La sofferenza degli altri fa tanta paura
"Marilyn era mora, poi si è tinta i capelli ed è diventata bionda. Hanno creato un mito a tavolino. È tutto finto". È quello che dice Clara a Diego. Ed è quello che fa con il Monroe, il locale immaginario che crea, postando foto di piatti che il loro ristorante non ha ancora mai cucinato (non vogliamo raccontarvi come vengono realizzate...). Il sottotesto di Marilyn ha gli occhi neri è una lettura ironica e critica del mondo dei social media, dove si può fingere quello che non si è. Nella vita reale, invece, non si può fingere di stare bene. "La sofferenza degli altri fa tanta paura. E non ne sappiamo neanche il motivo" è un'altra frase chiave del film. La regia di Simone Godano si mette al servizio del racconto e delle emozioni dei protagonisti, scegliendo ogni inquadratura in modo funzionale, soffermandosi molto sul volto dei due protagonisti ma occupandosi con grande cura di tutto il resto. Come in quella scena, nell'ormai ristorante Monroe, nel momento del "ce l'abbiamo fatta", in cui la macchina da presa, partendo da Clara e Diego, allarga e ci mostra il ristorante, cioè quello che sono riusciti a creare. Quello che è il loro mondo. Però non siamo in un film americano, non siamo ne Il lato positivo, e non è tutto così facile. Non andrà tutto bene. Quello scordatevelo. Ma andrà, in qualche modo andrà.
Conclusioni
Nella recensione di Marilyn ha gli occhi neri vi parliamo di un film che racconta il disagio mentale in maniera non banale, ma empatica, intensa e divertente.

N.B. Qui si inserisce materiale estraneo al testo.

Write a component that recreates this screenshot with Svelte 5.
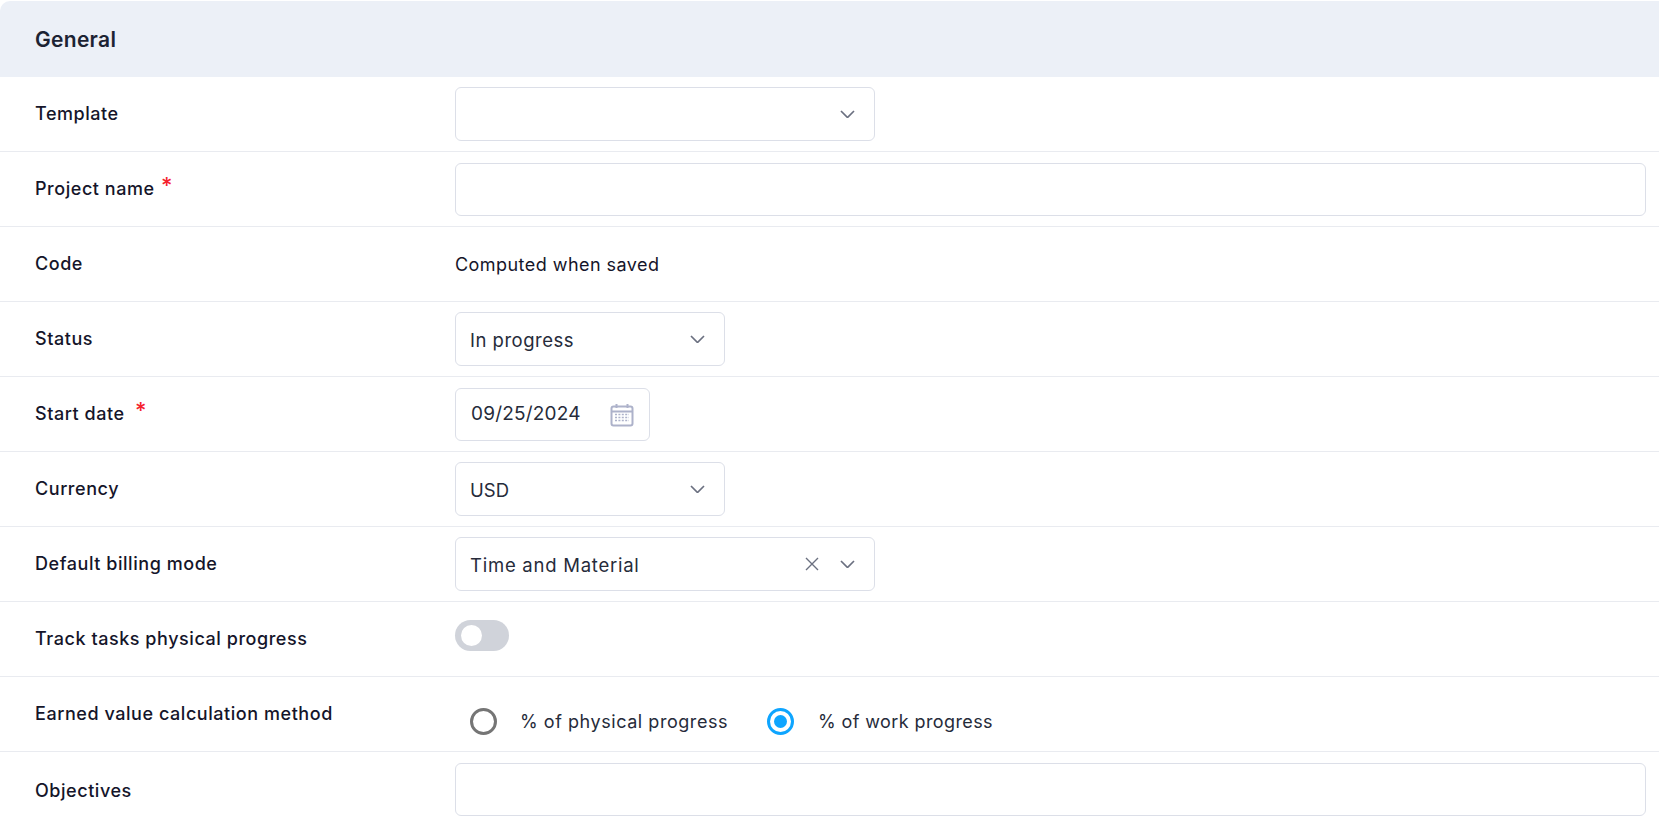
<script>
  const chevron = "M1 1l6.5 6.5L14 1";
</script>

<div class="form">
  <header class="head"><h2>General</h2></header>

  <div class="row">
    <span class="label">Template</span>
    <div class="field select wide">
      <span class="value"></span>
      <svg class="chev" viewBox="0 0 15 8.5"><path d={chevron} /></svg>
    </div>
  </div>

  <div class="row">
    <span class="label">Project name <i class="req">*</i></span>
    <div class="field full"></div>
  </div>

  <div class="row">
    <span class="label">Code</span>
    <span class="static">Computed when saved</span>
  </div>

  <div class="row">
    <span class="label">Status</span>
    <div class="field select mid">
      <span class="value">In progress</span>
      <svg class="chev" viewBox="0 0 15 8.5"><path d={chevron} /></svg>
    </div>
  </div>

  <div class="row">
    <span class="label">Start date <i class="req gap">*</i></span>
    <div class="field date">
      <span class="datev">09/25/2024</span>
      <svg class="cal" viewBox="0 0 24 24">
        <rect x="1.5" y="3.5" width="21" height="19" rx="2" class="calo" />
        <path d="M1.5 8.5h21M6.5 1v4M17.5 1v4" class="calo" />
        <path d="M5 11.5h14M5 14.5h14M5 17.5h14" class="cald" />
      </svg>
    </div>
  </div>

  <div class="row">
    <span class="label">Currency</span>
    <div class="field select mid">
      <span class="value tight">USD</span>
      <svg class="chev" viewBox="0 0 15 8.5"><path d={chevron} /></svg>
    </div>
  </div>

  <div class="row">
    <span class="label">Default billing mode</span>
    <div class="field select wide">
      <span class="value loose">Time and Material</span>
      <svg class="x" viewBox="0 0 14 14"><path d="M1 1l12 12M13 1L1 13" /></svg>
      <svg class="chev" viewBox="0 0 15 8.5"><path d={chevron} /></svg>
    </div>
  </div>

  <div class="row">
    <span class="label">Track tasks physical progress</span>
    <div class="toggle"><span class="knob"></span></div>
  </div>

  <div class="row">
    <span class="label">Earned value calculation method</span>
    <div class="radios">
      <span class="radio"></span>
      <span class="rtext first">% of physical progress</span>
      <span class="radio on"><span class="dot"></span></span>
      <span class="rtext second">% of work progress</span>
    </div>
  </div>

  <div class="row last">
    <span class="label">Objectives</span>
    <div class="field full"></div>
  </div>
</div>

<style>
  :global(body) {
    margin: 0;
    background: #fff;
  }
  .form {
    font-family: Inter, "Liberation Sans", sans-serif;
    color: #15152a;
    height: 827px;
    overflow: hidden;
    padding-top: 1px;
    box-sizing: border-box;
  }
  .head {
    height: 76px;
    background: #ecf0f7;
    border-radius: 10px 0 0 0;
    display: flex;
    align-items: center;
    padding: 0 35px;
    box-sizing: border-box;
  }
  h2 {
    margin: 0;
    font-size: 21px;
    font-weight: 600;
    letter-spacing: 0.3px;
    color: #1c2333;
  }
  .row {
    height: 75px;
    box-sizing: border-box;
    border-bottom: 1px solid #e9ebf0;
    display: grid;
    grid-template-columns: 420px 1fr;
    align-items: center;
    padding: 0 13px 0 35px;
  }
  .row.last {
    border-bottom: 0;
  }
  .label {
    font-size: 18px;
    font-weight: 450;
    letter-spacing: 0.55px;
    position: relative;
    top: -1px;
  }
  .row.last .label {
    top: 1px;
  }
  .req {
    color: #f5222d;
    font-style: normal;
    font-size: 22px;
    line-height: 0;
    position: relative;
    top: -2px;
    left: 1px;
  }
  .req.gap {
    left: 5px;
  }
  .field {
    height: 53px;
    box-sizing: border-box;
    border: 1px solid #dcdfe8;
    border-radius: 6px;
    background: #fff;
    display: flex;
    align-items: center;
  }
  .full {
    width: 100%;
  }
  .wide {
    width: 420px;
  }
  .mid {
    width: 270px;
  }
  .select {
    height: 54px;
    padding: 0 19px 0 14px;
    font-size: 18.5px;
    letter-spacing: 0.5px;
    color: #262b3a;
  }
  .value {
    flex: 1;
    position: relative;
    top: 1px;
  }
  .value.tight {
    letter-spacing: 0;
  }
  .value.loose {
    letter-spacing: 0.75px;
  }
  .chev {
    width: 15px;
    height: 8.5px;
    fill: none;
    stroke: #6b7080;
    stroke-width: 1.7;
  }
  .x {
    width: 14px;
    height: 14px;
    fill: none;
    stroke: #6b7080;
    stroke-width: 1.4;
    margin-right: 21px;
  }
  .static {
    font-size: 18px;
    letter-spacing: 0.45px;
  }
  .date {
    width: 195px;
    padding: 0 15px;
    justify-content: space-between;
    font-size: 19px;
    letter-spacing: 0.2px;
    color: #262b3a;
  }
  .datev {
    position: relative;
    top: -1px;
  }
  .cal {
    width: 24px;
    height: 24px;
    fill: none;
    flex: none;
    position: relative;
    top: 1px;
  }
  .calo {
    stroke: #adb2ca;
    stroke-width: 2;
    fill: none;
  }
  .cald {
    stroke: #adb2ca;
    stroke-width: 1.6;
    stroke-dasharray: 2 1.4;
  }
  .toggle {
    width: 54px;
    height: 31px;
    border-radius: 16px;
    background: #d0d3da;
    position: relative;
    top: -4px;
  }
  .knob {
    position: absolute;
    left: 6px;
    top: 5px;
    width: 21px;
    height: 21px;
    border-radius: 50%;
    background: #fff;
  }
  .radios {
    display: flex;
    align-items: center;
    padding-left: 15px;
    position: relative;
    top: 7px;
  }
  .radio {
    width: 27px;
    height: 27px;
    box-sizing: border-box;
    border: 3px solid #757575;
    border-radius: 50%;
    display: flex;
    align-items: center;
    justify-content: center;
    margin-right: 23px;
    flex: none;
  }
  .radio.on {
    border-color: #0ea5ff;
    margin-right: 24px;
  }
  .dot {
    width: 13px;
    height: 13px;
    background: #0ea5ff;
    border-radius: 50%;
  }
  .rtext {
    font-size: 18px;
    letter-spacing: 0.55px;
    color: #262b3a;
  }
  .rtext.first {
    margin-right: 39px;
  }
  .rtext.second {
    letter-spacing: 0.4px;
  }
</style>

Un'ottima scrittura e una serie di interpretazioni sentite, non solo dei protagonisti, ma da parte di tutto il cast, ne fanno un film speciale, un film a cui voler bene.
Perché ci piace
- Il tono scelto da Simone Godano per raccontare il disagio mentale: empatico e mai pietistico.
- La prova di Stefano Accorsi e Miriam Leone, ricca di sensibilità.
- La descrizione del contesto dove si trovano i protagonisti, il centro diurno.
Cosa non va
- Non è una commedia tout court, e chi cerca solo risate può restare un po' spiazzato.